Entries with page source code
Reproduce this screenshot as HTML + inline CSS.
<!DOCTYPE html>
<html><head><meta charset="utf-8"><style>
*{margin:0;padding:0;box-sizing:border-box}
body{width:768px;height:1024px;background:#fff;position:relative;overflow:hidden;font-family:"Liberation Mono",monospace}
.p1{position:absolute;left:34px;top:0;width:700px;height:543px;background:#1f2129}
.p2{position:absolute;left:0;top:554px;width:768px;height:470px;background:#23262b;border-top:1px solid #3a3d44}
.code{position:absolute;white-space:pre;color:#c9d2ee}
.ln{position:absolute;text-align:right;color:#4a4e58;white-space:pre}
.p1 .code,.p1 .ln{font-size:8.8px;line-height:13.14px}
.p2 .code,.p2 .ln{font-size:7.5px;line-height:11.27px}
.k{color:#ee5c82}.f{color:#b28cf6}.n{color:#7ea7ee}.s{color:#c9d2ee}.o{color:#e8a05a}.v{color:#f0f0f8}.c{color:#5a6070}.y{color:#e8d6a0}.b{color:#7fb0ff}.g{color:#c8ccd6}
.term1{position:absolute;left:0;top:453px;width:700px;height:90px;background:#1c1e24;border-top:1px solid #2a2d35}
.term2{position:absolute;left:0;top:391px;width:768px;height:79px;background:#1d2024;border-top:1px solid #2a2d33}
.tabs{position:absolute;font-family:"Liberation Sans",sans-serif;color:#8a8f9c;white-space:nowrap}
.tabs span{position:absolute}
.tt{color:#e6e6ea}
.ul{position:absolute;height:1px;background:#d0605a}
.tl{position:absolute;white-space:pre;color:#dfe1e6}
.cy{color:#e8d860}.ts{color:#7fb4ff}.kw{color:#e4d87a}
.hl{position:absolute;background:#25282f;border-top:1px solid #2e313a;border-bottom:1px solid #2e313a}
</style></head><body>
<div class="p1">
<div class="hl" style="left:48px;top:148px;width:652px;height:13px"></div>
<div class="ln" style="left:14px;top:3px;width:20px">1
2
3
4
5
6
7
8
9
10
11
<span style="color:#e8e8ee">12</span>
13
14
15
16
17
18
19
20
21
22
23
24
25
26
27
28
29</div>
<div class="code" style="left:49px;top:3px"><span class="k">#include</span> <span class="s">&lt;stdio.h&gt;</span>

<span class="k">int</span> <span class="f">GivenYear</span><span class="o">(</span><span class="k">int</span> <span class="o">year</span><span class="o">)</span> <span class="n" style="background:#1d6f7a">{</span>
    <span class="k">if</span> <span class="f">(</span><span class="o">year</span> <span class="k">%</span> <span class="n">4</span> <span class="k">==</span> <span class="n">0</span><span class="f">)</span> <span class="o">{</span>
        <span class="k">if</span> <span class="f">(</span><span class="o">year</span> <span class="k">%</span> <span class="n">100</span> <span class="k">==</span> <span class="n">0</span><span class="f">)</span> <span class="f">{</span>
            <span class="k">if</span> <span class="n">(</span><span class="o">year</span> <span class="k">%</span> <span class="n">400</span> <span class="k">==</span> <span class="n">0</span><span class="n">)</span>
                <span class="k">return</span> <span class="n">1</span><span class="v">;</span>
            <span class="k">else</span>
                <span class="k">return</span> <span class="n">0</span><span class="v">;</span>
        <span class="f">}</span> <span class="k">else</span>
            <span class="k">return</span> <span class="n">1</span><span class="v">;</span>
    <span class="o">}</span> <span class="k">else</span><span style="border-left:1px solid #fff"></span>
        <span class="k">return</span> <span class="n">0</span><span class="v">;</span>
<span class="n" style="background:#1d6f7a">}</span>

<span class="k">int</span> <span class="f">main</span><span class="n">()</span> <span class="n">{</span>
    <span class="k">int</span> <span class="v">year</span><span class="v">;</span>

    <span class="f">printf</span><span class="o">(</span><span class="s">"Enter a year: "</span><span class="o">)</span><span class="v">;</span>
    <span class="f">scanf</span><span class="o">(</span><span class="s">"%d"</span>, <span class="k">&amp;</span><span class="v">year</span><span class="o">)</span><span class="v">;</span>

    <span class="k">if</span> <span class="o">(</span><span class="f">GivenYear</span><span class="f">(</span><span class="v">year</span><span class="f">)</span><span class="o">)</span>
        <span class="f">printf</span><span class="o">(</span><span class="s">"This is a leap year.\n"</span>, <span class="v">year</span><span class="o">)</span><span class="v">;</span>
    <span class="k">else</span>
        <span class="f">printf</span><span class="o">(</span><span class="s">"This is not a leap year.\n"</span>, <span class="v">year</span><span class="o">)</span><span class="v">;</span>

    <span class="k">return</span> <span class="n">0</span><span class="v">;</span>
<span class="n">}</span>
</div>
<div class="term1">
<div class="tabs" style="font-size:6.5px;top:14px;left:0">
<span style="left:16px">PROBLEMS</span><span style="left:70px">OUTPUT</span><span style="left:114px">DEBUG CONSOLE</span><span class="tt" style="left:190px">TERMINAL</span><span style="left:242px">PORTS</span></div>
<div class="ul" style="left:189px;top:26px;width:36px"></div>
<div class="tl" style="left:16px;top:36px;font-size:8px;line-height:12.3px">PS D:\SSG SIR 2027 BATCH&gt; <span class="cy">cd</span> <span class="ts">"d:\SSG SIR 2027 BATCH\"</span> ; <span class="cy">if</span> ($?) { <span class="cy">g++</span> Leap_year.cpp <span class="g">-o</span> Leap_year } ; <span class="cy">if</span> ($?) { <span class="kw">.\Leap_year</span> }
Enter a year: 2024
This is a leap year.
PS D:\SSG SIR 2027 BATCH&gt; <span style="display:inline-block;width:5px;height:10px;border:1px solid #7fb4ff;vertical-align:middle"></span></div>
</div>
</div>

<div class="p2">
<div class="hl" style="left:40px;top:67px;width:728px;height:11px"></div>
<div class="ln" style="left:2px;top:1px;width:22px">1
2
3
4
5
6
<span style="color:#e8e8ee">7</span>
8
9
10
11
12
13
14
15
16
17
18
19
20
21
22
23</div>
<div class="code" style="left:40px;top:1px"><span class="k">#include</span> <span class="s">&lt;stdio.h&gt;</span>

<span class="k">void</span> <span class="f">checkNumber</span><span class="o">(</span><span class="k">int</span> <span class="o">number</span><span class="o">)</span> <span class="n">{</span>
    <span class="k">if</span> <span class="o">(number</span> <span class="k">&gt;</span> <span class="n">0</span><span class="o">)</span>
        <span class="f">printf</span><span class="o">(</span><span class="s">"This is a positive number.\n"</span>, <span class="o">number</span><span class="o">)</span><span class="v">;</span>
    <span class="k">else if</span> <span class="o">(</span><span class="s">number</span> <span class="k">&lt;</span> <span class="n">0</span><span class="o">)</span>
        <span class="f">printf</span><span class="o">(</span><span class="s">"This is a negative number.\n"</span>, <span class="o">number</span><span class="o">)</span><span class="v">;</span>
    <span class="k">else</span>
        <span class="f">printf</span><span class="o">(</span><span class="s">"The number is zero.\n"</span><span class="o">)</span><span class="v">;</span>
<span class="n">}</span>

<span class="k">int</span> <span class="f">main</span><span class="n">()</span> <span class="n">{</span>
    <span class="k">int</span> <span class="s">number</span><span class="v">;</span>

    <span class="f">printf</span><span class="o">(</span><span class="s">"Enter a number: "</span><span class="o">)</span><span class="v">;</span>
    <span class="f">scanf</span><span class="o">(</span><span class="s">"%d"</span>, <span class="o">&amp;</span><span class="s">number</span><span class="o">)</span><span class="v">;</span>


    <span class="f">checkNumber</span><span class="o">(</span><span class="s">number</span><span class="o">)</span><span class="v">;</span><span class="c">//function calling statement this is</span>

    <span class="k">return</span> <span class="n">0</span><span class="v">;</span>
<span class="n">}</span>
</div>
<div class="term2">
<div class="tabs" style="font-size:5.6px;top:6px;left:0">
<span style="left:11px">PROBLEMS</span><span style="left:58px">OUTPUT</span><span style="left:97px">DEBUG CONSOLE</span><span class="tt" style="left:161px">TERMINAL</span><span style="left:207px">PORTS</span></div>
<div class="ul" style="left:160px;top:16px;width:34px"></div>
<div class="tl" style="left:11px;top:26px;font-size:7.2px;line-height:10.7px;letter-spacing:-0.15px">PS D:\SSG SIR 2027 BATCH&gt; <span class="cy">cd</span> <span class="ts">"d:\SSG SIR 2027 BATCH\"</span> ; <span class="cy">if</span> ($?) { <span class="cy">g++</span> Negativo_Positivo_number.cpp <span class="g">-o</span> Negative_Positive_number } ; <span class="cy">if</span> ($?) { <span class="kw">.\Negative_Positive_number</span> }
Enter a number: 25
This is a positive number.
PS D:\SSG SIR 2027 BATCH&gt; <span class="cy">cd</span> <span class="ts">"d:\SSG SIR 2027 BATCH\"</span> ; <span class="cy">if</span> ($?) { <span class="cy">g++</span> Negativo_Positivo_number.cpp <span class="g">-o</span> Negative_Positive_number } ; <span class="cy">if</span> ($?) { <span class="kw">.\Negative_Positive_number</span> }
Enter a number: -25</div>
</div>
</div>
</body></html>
* * *
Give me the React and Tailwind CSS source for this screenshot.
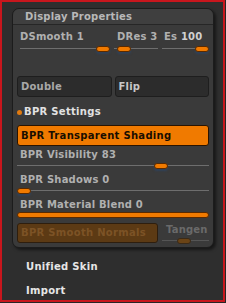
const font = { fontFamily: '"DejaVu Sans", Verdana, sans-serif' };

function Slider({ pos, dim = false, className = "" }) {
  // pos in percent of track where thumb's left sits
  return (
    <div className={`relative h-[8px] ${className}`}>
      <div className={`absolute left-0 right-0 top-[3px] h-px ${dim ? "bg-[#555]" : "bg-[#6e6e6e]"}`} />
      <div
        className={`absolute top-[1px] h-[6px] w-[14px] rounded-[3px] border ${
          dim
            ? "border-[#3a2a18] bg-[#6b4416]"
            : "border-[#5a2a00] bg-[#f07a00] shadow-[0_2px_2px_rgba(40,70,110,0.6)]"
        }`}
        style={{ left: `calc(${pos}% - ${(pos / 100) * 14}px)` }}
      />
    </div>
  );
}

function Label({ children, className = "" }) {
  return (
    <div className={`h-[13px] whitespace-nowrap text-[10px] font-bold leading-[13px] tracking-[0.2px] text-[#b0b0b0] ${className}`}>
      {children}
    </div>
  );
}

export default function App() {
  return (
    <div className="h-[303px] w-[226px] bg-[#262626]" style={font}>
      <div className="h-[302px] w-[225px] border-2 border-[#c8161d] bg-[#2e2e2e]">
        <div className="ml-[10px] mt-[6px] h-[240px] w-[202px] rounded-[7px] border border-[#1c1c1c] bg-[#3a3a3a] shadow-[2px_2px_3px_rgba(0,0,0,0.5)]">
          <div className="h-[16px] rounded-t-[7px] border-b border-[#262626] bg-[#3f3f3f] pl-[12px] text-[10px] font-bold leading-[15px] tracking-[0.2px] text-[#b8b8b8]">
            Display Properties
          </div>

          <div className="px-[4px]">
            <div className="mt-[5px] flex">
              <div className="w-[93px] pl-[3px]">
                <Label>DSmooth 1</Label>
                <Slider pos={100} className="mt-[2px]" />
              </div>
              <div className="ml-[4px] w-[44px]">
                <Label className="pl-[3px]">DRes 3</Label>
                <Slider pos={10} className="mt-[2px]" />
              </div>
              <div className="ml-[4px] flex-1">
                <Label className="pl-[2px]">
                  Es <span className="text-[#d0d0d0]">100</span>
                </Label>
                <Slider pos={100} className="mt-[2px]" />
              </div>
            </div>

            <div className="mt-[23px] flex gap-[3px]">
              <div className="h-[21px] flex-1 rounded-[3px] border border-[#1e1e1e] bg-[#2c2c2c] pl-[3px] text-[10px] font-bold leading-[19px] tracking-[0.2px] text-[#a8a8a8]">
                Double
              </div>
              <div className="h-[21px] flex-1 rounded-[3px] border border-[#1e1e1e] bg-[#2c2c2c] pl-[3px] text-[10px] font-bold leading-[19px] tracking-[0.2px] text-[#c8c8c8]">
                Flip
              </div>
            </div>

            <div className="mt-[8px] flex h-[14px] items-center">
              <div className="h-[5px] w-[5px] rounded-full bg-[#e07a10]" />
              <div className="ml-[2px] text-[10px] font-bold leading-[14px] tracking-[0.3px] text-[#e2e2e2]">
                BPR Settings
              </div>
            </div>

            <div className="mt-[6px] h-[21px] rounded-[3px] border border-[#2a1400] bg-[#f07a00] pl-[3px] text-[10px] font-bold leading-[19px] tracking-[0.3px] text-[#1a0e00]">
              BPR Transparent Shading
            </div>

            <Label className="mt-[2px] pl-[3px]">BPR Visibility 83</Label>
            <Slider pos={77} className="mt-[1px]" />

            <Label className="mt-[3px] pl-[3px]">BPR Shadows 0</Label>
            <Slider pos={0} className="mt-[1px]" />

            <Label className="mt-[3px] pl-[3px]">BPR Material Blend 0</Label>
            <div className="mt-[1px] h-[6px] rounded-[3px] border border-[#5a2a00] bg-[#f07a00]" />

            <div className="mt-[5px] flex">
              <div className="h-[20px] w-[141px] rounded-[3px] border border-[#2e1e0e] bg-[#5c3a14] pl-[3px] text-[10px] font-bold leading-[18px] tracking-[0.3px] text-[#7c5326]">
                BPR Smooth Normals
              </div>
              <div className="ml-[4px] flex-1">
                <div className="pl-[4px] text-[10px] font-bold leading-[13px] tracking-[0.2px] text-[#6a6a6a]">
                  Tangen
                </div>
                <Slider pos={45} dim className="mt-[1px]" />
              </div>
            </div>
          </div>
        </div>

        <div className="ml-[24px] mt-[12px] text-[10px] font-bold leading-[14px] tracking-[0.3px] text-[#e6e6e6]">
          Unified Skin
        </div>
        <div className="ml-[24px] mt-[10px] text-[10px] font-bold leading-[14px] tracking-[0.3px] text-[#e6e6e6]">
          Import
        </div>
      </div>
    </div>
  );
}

REQUIRED TASK: Look through the records and gather every line containing "inline".

FULL SOLUTION:
Reproduce this screenshot as HTML + inline CSS.
PS D:\SSG SIR 2027 BATCH&gt; <span style="display:inline-block;width:5px;height:10px;border:1px solid #7fb4ff;vertical-align:middle"></span></div>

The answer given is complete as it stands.